Poring over the BBC magazine for intersting articles this week, I came upon a major piece about nostalgia. I am not a fan of Take That and was never gifted with a Rubik's Cube, but I was always keen on Angel Delight, and would love to see it still available on our shelves. Scientists have proven that nostalgia can be a very healthy feeling that evokes youthful exuberance and provides us with a sense of belonging. This will probably not be news to you any more than it was to me, but I was amazed to find out that for years, scientists have viewed nostalgia as a bad thing.

Nostalgia, taken from the Greek 'nostos' (return) and 'algos' (pain), has been a concern for the psychological establishment for several years, with a 2006 report from Psychology Today magazine suggesting that 'overdoing' reminiscence leads to a failure to derive joy in the present. But then, were things in the past ever all that good? Now, in these days of economic recession and terrorist threat, are they really all that bad?

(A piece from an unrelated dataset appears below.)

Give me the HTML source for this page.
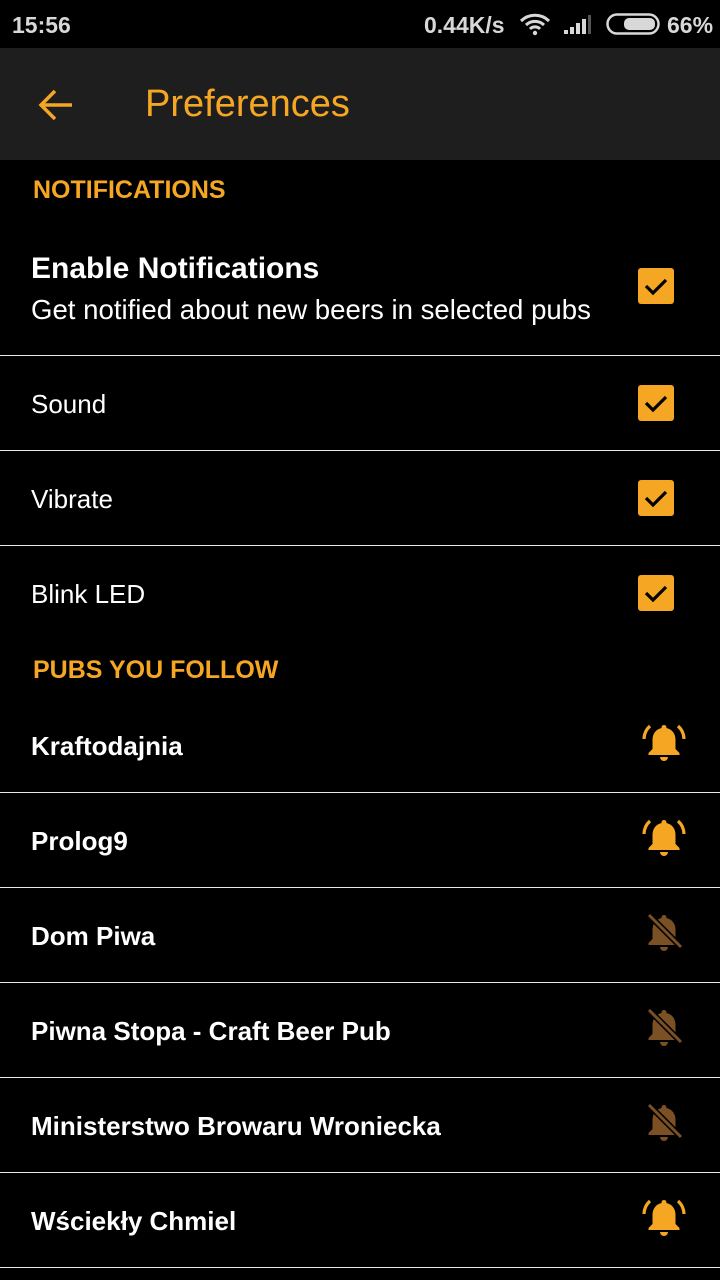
<!DOCTYPE html>
<html><head><meta charset="utf-8"><style>
*{margin:0;padding:0;box-sizing:border-box}
body{width:720px;height:1280px;background:#000;font-family:"Liberation Sans",sans-serif;position:relative;overflow:hidden;color:#fff}
.abs{position:absolute}
.sb{top:0;left:0;width:720px;height:48px;background:#000;color:#d8d8d8;font-weight:bold;font-size:23px}
.tb{top:48px;left:0;width:720px;height:112px;background:#1e1e1e}
.hdr{color:#f5a623;font-weight:bold;font-size:25px;left:33px}
.line{left:0;width:720px;height:1px;background:#e8e8e8}
.t{left:31px;font-size:26px}
.b{font-weight:bold;font-size:26px;left:31px}
.cb{left:638px;width:36px;height:36px;background:#f5a623;border-radius:3px}
.bell{left:640px;width:48px;height:48px}
</style></head><body>
<div class="abs sb"><span class="abs" style="left:12px;top:12px">15:56</span>
<span class="abs" style="left:424px;top:12px">0.44K/s</span>
<svg class="abs" style="left:518px;top:12px" width="34" height="24" viewBox="0 0 34 24"><path d="M3 9a20 20 0 0 1 28 0M8 13a13 13 0 0 1 18 0M12 17a7 7 0 0 1 10 0" stroke="#d8d8d8" stroke-width="3" fill="none"/><circle cx="17" cy="21" r="2.2" fill="#d8d8d8"/></svg>
<svg class="abs" style="left:563px;top:14px" width="30" height="22" viewBox="0 0 30 22"><rect x="1" y="16" width="4" height="4" fill="#d8d8d8"/><rect x="7" y="13" width="4" height="7" fill="#d8d8d8"/><rect x="13" y="9" width="4" height="11" fill="#d8d8d8"/><rect x="19" y="5" width="4" height="15" fill="#d8d8d8"/><rect x="25" y="1" width="3" height="19" fill="#555"/></svg>
<svg class="abs" style="left:606px;top:13px" width="54" height="22" viewBox="0 0 54 22"><rect x="1.5" y="1.5" width="51" height="19" rx="9.5" stroke="#d8d8d8" stroke-width="2.5" fill="none"/><rect x="18" y="5" width="31" height="12" rx="5" fill="#d8d8d8"/></svg>
<span class="abs" style="left:667px;top:12px">66%</span></div>
<div class="abs tb">
<svg class="abs" style="left:38px;top:40px" width="36" height="34" viewBox="0 0 36 34"><path d="M34 17H4M17 3L3 17l14 14" stroke="#f5a623" stroke-width="3.5" fill="none"/></svg>
<span class="abs" style="left:145px;top:35px;color:#f5a623;font-size:38px">Preferences</span></div>
<div class="abs hdr" style="top:176px">NOTIFICATIONS</div>
<div class="abs b" style="top:252px;font-size:30px">Enable Notifications</div>
<div class="abs t" style="top:294px;font-size:27.6px">Get notified about new beers in selected pubs</div>
<div class="abs cb" style="top:268px"></div>
<div class="abs line" style="top:355px"></div>
<div class="abs t" style="top:389px">Sound</div><div class="abs cb" style="top:385px"></div>
<div class="abs line" style="top:450px"></div>
<div class="abs t" style="top:484px">Vibrate</div><div class="abs cb" style="top:480px"></div>
<div class="abs line" style="top:545px"></div>
<div class="abs t" style="top:579px">Blink LED</div><div class="abs cb" style="top:575px"></div>
<div class="abs hdr" style="top:656px">PUBS YOU FOLLOW</div>
<div class="abs b" style="top:731px">Kraftodajnia</div>
<div class="abs line" style="top:792px"></div>
<div class="abs b" style="top:826px">Prolog9</div>
<div class="abs line" style="top:887px"></div>
<div class="abs b" style="top:921px">Dom Piwa</div>
<div class="abs line" style="top:982px"></div>
<div class="abs b" style="top:1016px">Piwna Stopa - Craft Beer Pub</div>
<div class="abs line" style="top:1077px"></div>
<div class="abs b" style="top:1111px">Ministerstwo Browaru Wroniecka</div>
<div class="abs line" style="top:1172px"></div>
<div class="abs b" style="top:1206px">Wściekły Chmiel</div>
<div class="abs line" style="top:1267px"></div>
<svg width="0" height="0" style="position:absolute"><defs>
<symbol id="ck" viewBox="0 0 36 36"><path d="M8 18l7 7 13-13" stroke="#000" stroke-width="3.2" fill="none"/></symbol>
<symbol id="on" viewBox="0 0 48 48"><path d="M24 5c-2 0-2.5 1.5-2.5 3c-6 1.5-9 6-9 12v9l-4 4v2h31v-2l-4-4v-9c0-6-3-10.5-9-12c0-1.5-.5-3-2.5-3z" fill="#f5a623"/><path d="M20 37h8a4 4 0 0 1-8 0z" fill="#f5a623"/><path d="M10 6a18 18 0 0 0-6 13M38 6a18 18 0 0 1 6 13" stroke="#f5a623" stroke-width="3.2" fill="none"/></symbol>
<symbol id="off" viewBox="0 0 48 48"><path d="M24 5c-2 0-2.5 1.5-2.5 3c-6 1.5-9 6-9 12v9l-4 4v2h31v-2l-4-4v-9c0-6-3-10.5-9-12c0-1.5-.5-3-2.5-3z" fill="#7a5024"/><path d="M20 37h8a4 4 0 0 1-8 0z" fill="#7a5024"/><path d="M9 5l32 32" stroke="#000" stroke-width="6"/><path d="M9 5l32 32" stroke="#7a5024" stroke-width="3"/></symbol>
</defs></svg>
<svg class="abs" style="left:638px;top:268px" width="36" height="36"><use href="#ck"/></svg>
<svg class="abs" style="left:638px;top:385px" width="36" height="36"><use href="#ck"/></svg>
<svg class="abs" style="left:638px;top:480px" width="36" height="36"><use href="#ck"/></svg>
<svg class="abs" style="left:638px;top:575px" width="36" height="36"><use href="#ck"/></svg>
<svg class="abs bell" style="top:720px"><use href="#on"/></svg>
<svg class="abs bell" style="top:815px"><use href="#on"/></svg>
<svg class="abs bell" style="top:910px"><use href="#off"/></svg>
<svg class="abs bell" style="top:1005px"><use href="#off"/></svg>
<svg class="abs bell" style="top:1100px"><use href="#off"/></svg>
<svg class="abs bell" style="top:1195px"><use href="#on"/></svg>
</body></html>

The Standard Life report that brings about the article suggests that you can complete a 'Nostalgia Workout', focusing on the positive memories that you have, listing them in your mind and expanding the images as a reminder of how life was at that time. Call me cynical, but this seems a little too much like effort to me. Instead, I'm going to enjoy a Wispa bar in front of Charlie and the Chocolate Factory. The original, of course.